Now here’s where it gets complicated: books or film?
I love to read. I love books. The dominating feature in my dream house for as long as I can remember is a massive library, with sliding ladders, spiral staircases, comfortable window seats, etc. I didn’t and don’t really need anything else—that’s still the defining aspect. Throughout my life I would spend the summers reading. No school, so I just read. All the time. Same with Christmas breaks.
I’m studying English literature at BYU, where I continue to read all the time, although I have a tendency to lose sight of the pure pleasure reading that sparked my love affair with books (something I’ve been able to regain a bit while living in England for the summer and has been absolutely marvelous). I’m looking into graduate programs now for pursuing a Ph.D. in literature (likely Victorian, but we’ll see) and plan on being a university professor, making books my work-life. Not to mention that I’m spending the summer doing research on poetry and the writings of Dorothy Wordsworth, talking with people everyday about William Wordsworth and his poetry…a pretty solid, book-lover thing to do, if I do say so myself.

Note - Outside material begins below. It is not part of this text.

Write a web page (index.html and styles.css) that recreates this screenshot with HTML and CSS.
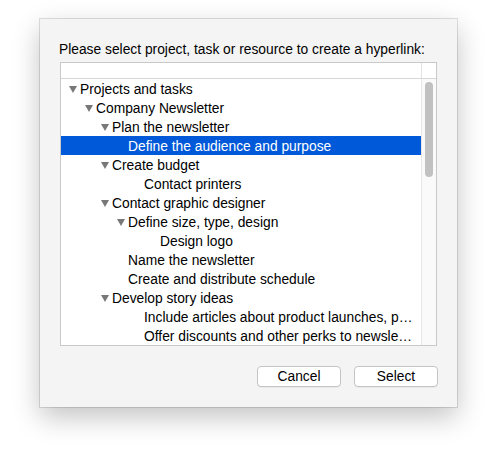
FILE: index.html
```html
<!DOCTYPE html>
<html>
<head>
<meta charset="utf-8">
<link rel="stylesheet" href="styles.css">
</head>
<body>
<div class="dialog">
  <div class="label">Please select project, task or resource to create a hyperlink:</div>
  <div class="listbox">
    <div class="header">
      <div class="hcell main"></div>
      <div class="hcell side"></div>
    </div>
    <div class="body">
      <div class="rows">
        <div class="row l0"><span class="disc"><svg width="8" height="7" viewBox="0 0 8 7"><polygon points="0,0 8,0 4,7" /></svg></span><span class="txt">Projects and tasks</span></div>
        <div class="row l1"><span class="disc"><svg width="8" height="7" viewBox="0 0 8 7"><polygon points="0,0 8,0 4,7" /></svg></span><span class="txt">Company Newsletter</span></div>
        <div class="row l2"><span class="disc"><svg width="8" height="7" viewBox="0 0 8 7"><polygon points="0,0 8,0 4,7" /></svg></span><span class="txt">Plan the newsletter</span></div>
        <div class="row l3 selected"><span class="disc"></span><span class="txt">Define the audience and purpose</span></div>
        <div class="row l2"><span class="disc"><svg width="8" height="7" viewBox="0 0 8 7"><polygon points="0,0 8,0 4,7" /></svg></span><span class="txt">Create budget</span></div>
        <div class="row l4"><span class="disc"></span><span class="txt">Contact printers</span></div>
        <div class="row l2"><span class="disc"><svg width="8" height="7" viewBox="0 0 8 7"><polygon points="0,0 8,0 4,7" /></svg></span><span class="txt">Contact graphic designer</span></div>
        <div class="row l3"><span class="disc"><svg width="8" height="7" viewBox="0 0 8 7"><polygon points="0,0 8,0 4,7" /></svg></span><span class="txt">Define size, type, design</span></div>
        <div class="row l5"><span class="disc"></span><span class="txt">Design logo</span></div>
        <div class="row l3"><span class="disc"></span><span class="txt">Name the newsletter</span></div>
        <div class="row l3"><span class="disc"></span><span class="txt">Create and distribute schedule</span></div>
        <div class="row l2"><span class="disc"><svg width="8" height="7" viewBox="0 0 8 7"><polygon points="0,0 8,0 4,7" /></svg></span><span class="txt">Develop story ideas</span></div>
        <div class="row l4"><span class="disc"></span><span class="txt">Include articles about product launches, p…</span></div>
        <div class="row l4"><span class="disc"></span><span class="txt">Offer discounts and other perks to newsle…</span></div>
      </div>
      <div class="track"><div class="thumb"></div></div>
    </div>
  </div>
  <div class="buttons">
    <button class="btn">Cancel</button>
    <button class="btn">Select</button>
  </div>
</div>
</body>
</html>
```

FILE: styles.css
```css
html {
  margin: 0;
  padding: 0;
  background: #ffffff;
  min-height: 466px;
}
body {
  margin: 0;
  min-height: 466px;
  box-sizing: border-box;
  padding: 19px 0 0 40px;
  font-family: "Liberation Sans", Arial, sans-serif;
  font-size: 13.8px;
  color: #000;
}
.dialog {
  box-sizing: border-box;
  width: 417px;
  height: 388px;
  background: #f4f4f4;
  box-shadow: 0 0 0 1px rgba(0,0,0,0.12), 0 10px 26px rgba(0,0,0,0.24);
  padding: 22px 20px 0 20px;
  display: flex;
  flex-direction: column;
}
.label {
  line-height: 17px;
  height: 16px;
  margin-left: -1px;
  white-space: nowrap;
}
.listbox {
  margin-top: 5px;
  box-sizing: border-box;
  width: 377px;
  height: 284px;
  border: 1px solid #c9c9c9;
  background: #fff;
  display: flex;
  flex-direction: column;
}
.header {
  height: 15px;
  display: flex;
  border-bottom: 1px solid #d6d6d6;
  background: #fff;
}
.hcell.main {
  width: 360px;
  border-right: 1px solid #e2e2e2;
}
.hcell.side {
  flex: 1;
}
.body {
  display: flex;
  flex: 1;
  min-height: 0;
}
.rows {
  width: 360px;
  display: flex;
  flex-direction: column;
}
.row {
  height: 19px;
  line-height: 21px;
  display: flex;
  align-items: flex-start;
  white-space: nowrap;
  overflow: hidden;
}
.row .disc {
  width: 19px;
  flex: none;
  display: flex;
  align-items: center;
  padding-left: 9px;
  box-sizing: border-box;
  height: 19px;
}
.row .disc svg {
  display: block;
  fill: #787878;
  margin-top: 1px;
  margin-left: -1px;
}
.row .txt {
  overflow: hidden;
  text-overflow: ellipsis;
  padding-right: 4px;
}
.l1 { padding-left: 16px; }
.l2 { padding-left: 32px; }
.l3 { padding-left: 48px; }
.l4 { padding-left: 64px; }
.l5 { padding-left: 80px; }
.row.selected {
  background: #0059d8;
  color: #fff;
}
.track {
  flex: 1;
  background: #fafafa;
  border-left: 1px solid #e6e6e6;
  padding: 3px 0 0 3px;
}
.thumb {
  width: 8px;
  height: 95px;
  border-radius: 4px;
  background: #c1c1c1;
}
.buttons {
  margin-top: 20px;
  display: flex;
  justify-content: flex-end;
  gap: 13px;
  margin-right: -1px;
}
.btn {
  width: 84px;
  height: 21px;
  box-sizing: border-box;
  background: #fff;
  border: 1px solid #c4c4c4;
  border-radius: 4px;
  font-family: "Liberation Sans", Arial, sans-serif;
  font-size: 13.8px;
  color: #000;
  padding: 0;
  line-height: 19px;
  box-shadow: 0 1px 0 rgba(0,0,0,0.04);
}
```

I would be lying if I denied that part of my wish for being a book person is that I think of books as being a more sophisticated love than movies (which isn’t inherently true, there are trashy, rubbish books, just like there are trashy rubbish films). I mean, everyone loves movies. And the image associated with people that say they love movies is not one that I necessarily want to emulate (even though I am an unabashed movie lover, but I tend to think of myself as more of a ‘film lover’ than a movie lover. A semantic difference, but one that allows me to express my snobbery). But there’s a sort of inherent sophistication that I find associated with being a book person. If you are defined by books, then you may be a bit aloof, perhaps absent-minded, but almost without fail of a higher sophistication than the movie and music crowds.
While I have been a voracious reader for most of my life, I have also been a movie addict. Film has been a huge part of my life and is linked with family activities, as for as long as I can remember we would gather as a family, eat pizza, popcorn, and root beer (maybe that’s why I love all those things…) and watch a movie, Friday or Saturday, or sometimes both, night(s). So, both books and film go back as far as I can remember, one an activity that I engaged in on my own, while the other has been a non-social, social activity (perfect for me, allowing social engagement without the energy loss that usually comes with it).
I don’t know when I started (maybe as early as 1999, with The Phantom Menace), but for quite some time, I’ve been entrenched in the film world, keeping up on all the news (for awhile that was celebrity related, although I’ve stopped reading much of that, still knowing much of it due to headlines around) of movies that are coming up and loving to gather bits of trivia much like I do for music (my film store of useless facts probably dwarfs my amount of music-related bits).
I’d happily watch a film every night and don’t see a problem with that (unlike some of my friends who always talk about doing something different for the weekend before we almost inevitably end up watching a movie).
I likely incorporate more film references into my everyday vocabulary than I would literary references, although some of that is due to an assumption that more people would be aware of the film references than the literary ones (an assumption that is challenged on occasion when a friend has no idea what I’m talking about as I reference things that I thought were classics that everyone knew of, even if they hadn’t seen them, ie the Smurfs, Rocky, Gumby, Hook, etc.).
I want to walk the line between the books and film, getting the best of both worlds, but I think deep down I know that if push came to shove, I’d be a film guy.
My studies in literature have only helped to enhance my love for books and film and to enable me to more critically and intelligently engage with both (in other words, allow me to be as snobby and pretentious about film as I could be about books, so that’s a win). And, don’t get me wrong, I love reading and will be a reader until I die (or go blind and lose my fingers making it impossible to read braille), but film is the thing that I come back to over and over as I interact with others. Maybe that’s the power—film enables me to connect with people in a way that I wouldn’t if I just read.
I’m not sure what the value is in determining where you fall among the three camps I laid out, but it was nagging me about myself. I think introspection is useful, even when it’s turned to silly things like whether you are a music, book, or film person. The ability to look at yourself and separate what you are from what you want to be and analyze the whys is valuable. Also, separating people into categories is a form of judgment and we all know how I love to judge people…
Curious to know if people agree with my self-assessment and where they would place themselves, so share away.